338 Conformément à la jurisprudence, pour des motifs de sécurité juridique, les effets d’un acte peuvent être maintenus, notamment, lorsque les effets immédiats de son annulation entraîneraient des conséquences négatives graves pour les personnes concernées et que la légalité de l’acte attaqué est contestée non en raison de sa finalité ou de son contenu, mais pour des motifs d’incompétence de son auteur ou de violation des formes substantielles (voir arrêt du 15 juillet 2021, Commission/Landesbank
Baden-Württemberg et CRU, C‑584/20 P et C‑621/20 P, EU:C:2021:601, point 175 et jurisprudence citée).
339 À cet égard, d’une part, il importe de constater que l’annulation de la décision attaquée repose, notamment, sur une violation du droit matériel, à savoir une violation de l’article 16, paragraphe 13, second alinéa, du règlement 2019/943, et non uniquement sur une violation des formes substantielles.
340 D’autre part, l’argumentation de l’ACER repose sur l’hypothèse selon laquelle la méthodologie pour la répartition des coûts contestée serait déjà d’application.
341 Or, il résulte des réponses des parties aux questions posées par le Tribunal que la méthodologie pour la répartition des coûts contestée, faisant l’objet de la décision attaquée, ne sera pas d’application, dans son intégralité, avant le 4 juin 2025 et que, en raison des retards, cette application risque même d’être encore repoussée.
342 Dans ces conditions, il n’y a pas lieu de limiter l’effet de l’annulation de la décision attaquée.
Sur les dépens
343 Aux termes de l’article 134, paragraphe 1, du règlement de procédure, toute partie qui succombe est condamnée aux dépens, s’il est conclu en ce sens.
344 L’ACER ayant succombé et les requérantes ayant conclu en ce sens, il y a lieu de condamner l’ACER aux dépens.
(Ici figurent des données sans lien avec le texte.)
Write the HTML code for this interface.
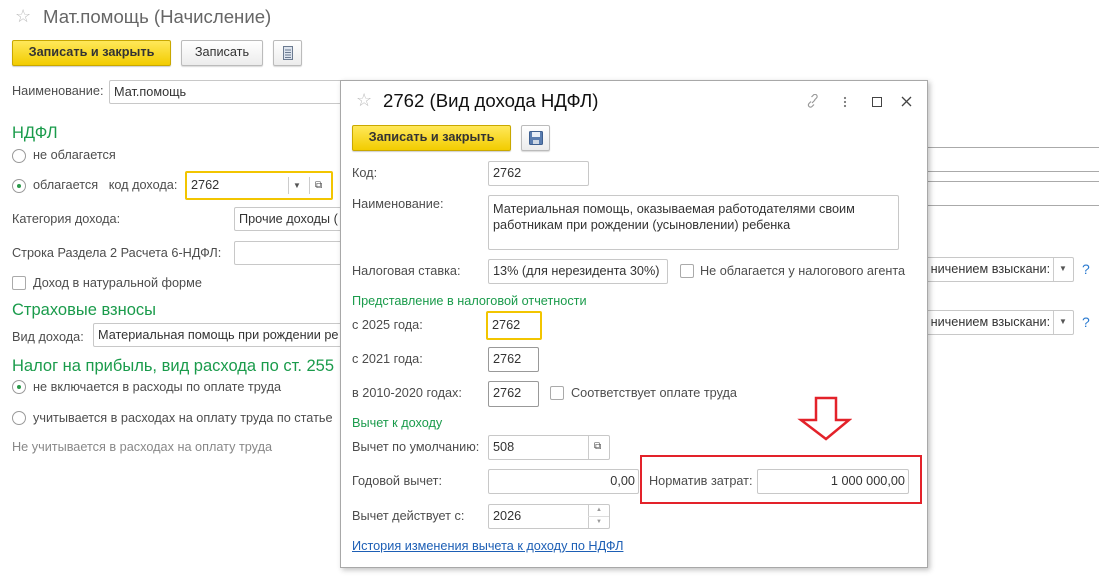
<!DOCTYPE html>
<html><head><meta charset="utf-8">
<style>
*{box-sizing:border-box;margin:0;padding:0}
body{width:1099px;height:585px;background:#fff;font-family:"Liberation Sans",Arial,sans-serif;font-size:12.7px;color:#4d4d4d;position:relative;overflow:hidden}
.a{position:absolute;white-space:nowrap}
.in{position:absolute;border:1px solid #c8c8c8;border-radius:2px;background:#fff;color:#333;padding:0 4px;line-height:22px;white-space:nowrap;overflow:hidden}
.yb{position:absolute;background:linear-gradient(#ffe85a,#f2cc00);border:1px solid #c9a800;border-radius:2px;font-weight:bold;color:#333;text-align:center;line-height:23px;box-shadow:0 1px 1px rgba(0,0,0,.2)}
.wb{position:absolute;background:linear-gradient(#fff,#ececec);border:1px solid #bbb;border-radius:2px;color:#333;text-align:center;line-height:23px;box-shadow:0 1px 1px rgba(0,0,0,.15)}
.g{position:absolute;color:#1a9b4b;white-space:nowrap}
.rad{position:absolute;width:14px;height:14px;border:1px solid #9a9a9a;border-radius:50%;background:#fff}
.rad.on::after{content:"";position:absolute;left:4px;top:4px;width:4px;height:4px;border-radius:50%;background:#2a9a4a}
.cb{position:absolute;width:14px;height:14px;border:1px solid #aaa;border-radius:2px;background:#fff}
.lbl{position:absolute;white-space:nowrap;color:#4d4d4d}
</style></head><body>

<div class="a" style="left:15px;top:6px;font-size:18px;color:#bbb">☆</div>
<div class="a" style="left:43px;top:6px;font-size:18.6px;color:#666">Мат.помощь (Начисление)</div>
<div class="yb" style="left:12px;top:40px;width:159px;height:26px">Записать и закрыть</div>
<div class="wb" style="left:181px;top:40px;width:82px;height:26px">Записать</div>
<div class="wb" style="left:273px;top:40px;width:29px;height:26px"><svg width="10" height="14" style="margin-top:5px"><rect x="0.5" y="0.5" width="9" height="13" fill="#dde4ee" stroke="#6b7a90"/><path d="M2 4h6M2 6.5h6M2 9h6M2 11.5h6" stroke="#6b7a90"/></svg></div>
<div class="lbl" style="left:12px;top:84px">Наименование:</div>
<div class="in" style="left:109px;top:80px;width:420px;height:24px">Мат.помощь</div>
<div class="in" style="left:562px;top:80px;width:62px;height:24px"></div>

<div class="g" style="left:12px;top:124px;font-size:16.5px">НДФЛ</div>
<div class="rad" style="left:12px;top:149px"></div>
<div class="lbl" style="left:33px;top:148px">не облагается</div>
<div class="rad on" style="left:12px;top:179px"></div>
<div class="lbl" style="left:33px;top:178px">облагается&nbsp;&nbsp; код дохода:</div>
<div class="in" style="left:185px;top:171px;width:148px;height:29px;border:2px solid #f2c500;line-height:25px">2762
 <span style="position:absolute;left:101px;top:4px;height:17px;border-left:1px solid #ccc"></span>
 <span style="position:absolute;left:106px;top:0;font-size:8px;color:#555">▼</span>
 <span style="position:absolute;left:122px;top:4px;height:17px;border-left:1px solid #ccc"></span>
 <span style="position:absolute;left:128px;top:0;font-size:10px;color:#444">⧉</span>
</div>
<div class="lbl" style="left:12px;top:212px">Категория дохода:</div>
<div class="in" style="left:234px;top:207px;width:120px;height:24px">Прочие доходы (</div>
<div class="lbl" style="left:12px;top:246px">Строка Раздела 2 Расчета 6-НДФЛ:</div>
<div class="in" style="left:234px;top:241px;width:120px;height:24px"></div>
<div class="cb" style="left:12px;top:276px"></div>
<div class="lbl" style="left:33px;top:276px">Доход в натуральной форме</div>
<div class="g" style="left:12px;top:301px;font-size:16.5px">Страховые взносы</div>
<div class="lbl" style="left:12px;top:330px">Вид дохода:</div>
<div class="in" style="left:93px;top:323px;width:260px;height:24px">Материальная помощь при рождении ре</div>
<div class="g" style="left:12px;top:357px;font-size:16.5px">Налог на прибыль, вид расхода по ст. 255 НК</div>
<div class="rad on" style="left:12px;top:380px"></div>
<div class="lbl" style="left:33px;top:380px">не включается в расходы по оплате труда</div>
<div class="rad" style="left:12px;top:411px"></div>
<div class="lbl" style="left:33px;top:411px">учитывается в расходах на оплату труда по статье</div>
<div class="lbl" style="left:12px;top:440px;color:#888">Не учитывается в расходах на оплату труда</div>

<div class="a" style="left:920px;top:147px;width:190px;height:25px;border:1px solid #aaa;border-right:none"></div>
<div class="a" style="left:920px;top:181px;width:190px;height:25px;border:1px solid #aaa;border-right:none"></div>
<div class="in" style="left:915px;top:257px;width:159px;height:25px">&nbsp;&nbsp;&nbsp;ничением взыскани:<span style="position:absolute;left:137px;top:0;height:23px;border-left:1px solid #ccc"></span><span style="position:absolute;left:143px;top:0;font-size:8px;color:#555">▼</span></div>
<div class="a" style="left:1082px;top:261px;color:#2a7ad0;font-size:14px">?</div>
<div class="in" style="left:915px;top:310px;width:159px;height:25px">&nbsp;&nbsp;&nbsp;ничением взыскани:<span style="position:absolute;left:137px;top:0;height:23px;border-left:1px solid #ccc"></span><span style="position:absolute;left:143px;top:0;font-size:8px;color:#555">▼</span></div>
<div class="a" style="left:1082px;top:314px;color:#2a7ad0;font-size:14px">?</div>

<div class="a" style="left:340px;top:80px;width:588px;height:488px;background:#fff;border:1px solid #a8a8a8;box-shadow:2px 2px 5px rgba(0,0,0,.25)"></div>
<div class="a" style="left:356px;top:90px;font-size:18px;color:#bbb">☆</div>
<div class="a" style="left:383px;top:90px;font-size:18.6px;color:#111">2762 (Вид дохода НДФЛ)</div>
<svg class="a" style="left:805px;top:94px" width="16" height="16"><path d="M7 9l3-3M6 7.5l-2 2a2 2 0 003 3l2-2M9.5 6l2-2a2 2 0 00-3-3l-2 2" fill="none" stroke="#999" stroke-width="1.2"/></svg>
<svg class="a" style="left:843px;top:96px" width="4" height="12"><circle cx="2" cy="2" r="1.1" fill="#777"/><circle cx="2" cy="6" r="1.1" fill="#777"/><circle cx="2" cy="10" r="1.1" fill="#777"/></svg>
<div class="a" style="left:872px;top:97px;width:10px;height:10px;border:1.5px solid #444"></div>
<svg class="a" style="left:901px;top:96px" width="11" height="11"><path d="M1 1l9 9M10 1l-9 9" stroke="#444" stroke-width="1.3"/></svg>
<div class="yb" style="left:352px;top:125px;width:159px;height:26px">Записать и закрыть</div>
<div class="wb" style="left:521px;top:125px;width:29px;height:26px"><svg width="14" height="14" style="margin-top:5px"><rect x="0.5" y="0.5" width="13" height="13" rx="1" fill="#5a7db0" stroke="#3e5f8f"/><rect x="3" y="1" width="8" height="5" fill="#e8eef7"/><rect x="4" y="9" width="6" height="4" fill="#cfd8e4"/></svg></div>

<div class="lbl" style="left:352px;top:166px">Код:</div>
<div class="in" style="left:488px;top:161px;width:101px;height:25px">2762</div>
<div class="lbl" style="left:352px;top:197px">Наименование:</div>
<div class="in" style="left:488px;top:195px;width:411px;height:55px;line-height:16px;padding-top:5px;white-space:normal">Материальная помощь, оказываемая работодателями своим работникам при рождении (усыновлении) ребенка</div>
<div class="lbl" style="left:352px;top:264px">Налоговая ставка:</div>
<div class="in" style="left:488px;top:259px;width:180px;height:25px">13% (для нерезидента 30%)</div>
<div class="cb" style="left:680px;top:264px"></div>
<div class="lbl" style="left:700px;top:264px">Не облагается у налогового агента</div>
<div class="g" style="left:352px;top:294px">Представление в налоговой отчетности</div>
<div class="lbl" style="left:352px;top:318px">с 2025 года:</div>
<div class="in" style="left:486px;top:311px;width:56px;height:29px;border:2px solid #f2c500;line-height:25px;padding-left:4px">2762</div>
<div class="lbl" style="left:352px;top:352px">с 2021 года:</div>
<div class="in" style="left:488px;top:347px;width:51px;height:25px;border-color:#999">2762</div>
<div class="lbl" style="left:352px;top:386px">в 2010-2020 годах:</div>
<div class="in" style="left:488px;top:381px;width:51px;height:26px;border-color:#999">2762</div>
<div class="cb" style="left:550px;top:386px"></div>
<div class="lbl" style="left:571px;top:386px">Соответствует оплате труда</div>
<div class="g" style="left:352px;top:416px">Вычет к доходу</div>
<div class="lbl" style="left:352px;top:440px">Вычет по умолчанию:</div>
<div class="in" style="left:488px;top:435px;width:122px;height:25px">508<span style="position:absolute;left:99px;top:0;height:23px;border-left:1px solid #ccc"></span><span style="position:absolute;left:105px;top:0;font-size:10px;color:#444">⧉</span></div>
<div class="lbl" style="left:352px;top:474px">Годовой вычет:</div>
<div class="in" style="left:488px;top:469px;width:151px;height:25px;text-align:right;padding-right:3px">0,00</div>
<div class="a" style="left:640px;top:455px;width:282px;height:49px;border:2px solid #e3222a"></div>
<div class="lbl" style="left:649px;top:474px">Норматив затрат:</div>
<div class="in" style="left:757px;top:469px;width:152px;height:25px;text-align:right;padding-right:3px">1 000 000,00</div>
<svg class="a" style="left:790px;top:396px" width="62" height="48"><path d="M26 2h20v22h13L36 43 11 24h15z" fill="#fff" stroke="#e3222a" stroke-width="2.5"/></svg>
<div class="lbl" style="left:352px;top:509px">Вычет действует с:</div>
<div class="in" style="left:488px;top:504px;width:122px;height:25px">2026<span style="position:absolute;left:99px;top:0;height:23px;border-left:1px solid #ccc"></span><span style="position:absolute;left:99px;top:11px;width:22px;border-top:1px solid #ddd"></span><span style="position:absolute;left:107px;top:-6px;font-size:6px;color:#999">▲</span><span style="position:absolute;left:107px;top:6px;font-size:6px;color:#999">▼</span></div>
<div class="a" style="left:352px;top:539px;color:#1d5fb5;text-decoration:underline">История изменения вычета к доходу по НДФЛ</div>
</body></html>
345 Aux termes de l’article 138, paragraphe 1, du règlement de procédure, les États membres et les institutions qui sont intervenus au litige supportent leurs propres dépens. La République fédérale d’Allemagne supportera donc ses propres dépens.
Par ces motifs,
LE TRIBUNAL (troisième chambre élargie)
déclare et arrête :
1) La décision de la commission de recours de l’Agence de l’Union européenne pour la coopération des régulateurs de l’énergie (ACER) du 28 mai 2021, rendue dans le cadre de l’affaire A-001-2021 (consolidée), est annulée, en ce qu’elle confirme la décision no 30/2020 de l’ACER, du 30 novembre 2020, sur la proposition des gestionnaires de réseau de transport d’électricité de la région comprenant la Belgique, la République tchèque, l’Allemagne, la France, la Croatie, le Luxembourg, la Hongrie, les
Pays-Bas, l’Autriche, la Pologne, la Roumanie, la Slovénie et la Slovaquie pour le calcul de la capacité dénommée « CORE », relative à la méthodologie pour la répartition des coûts du redispatching et des échanges de contrepartie, et rejette le recours des requérantes dans ladite affaire.
2) L’ACER supportera ses propres dépens et ceux exposés par TenneT TSO GmbH et TenneT TSO BV.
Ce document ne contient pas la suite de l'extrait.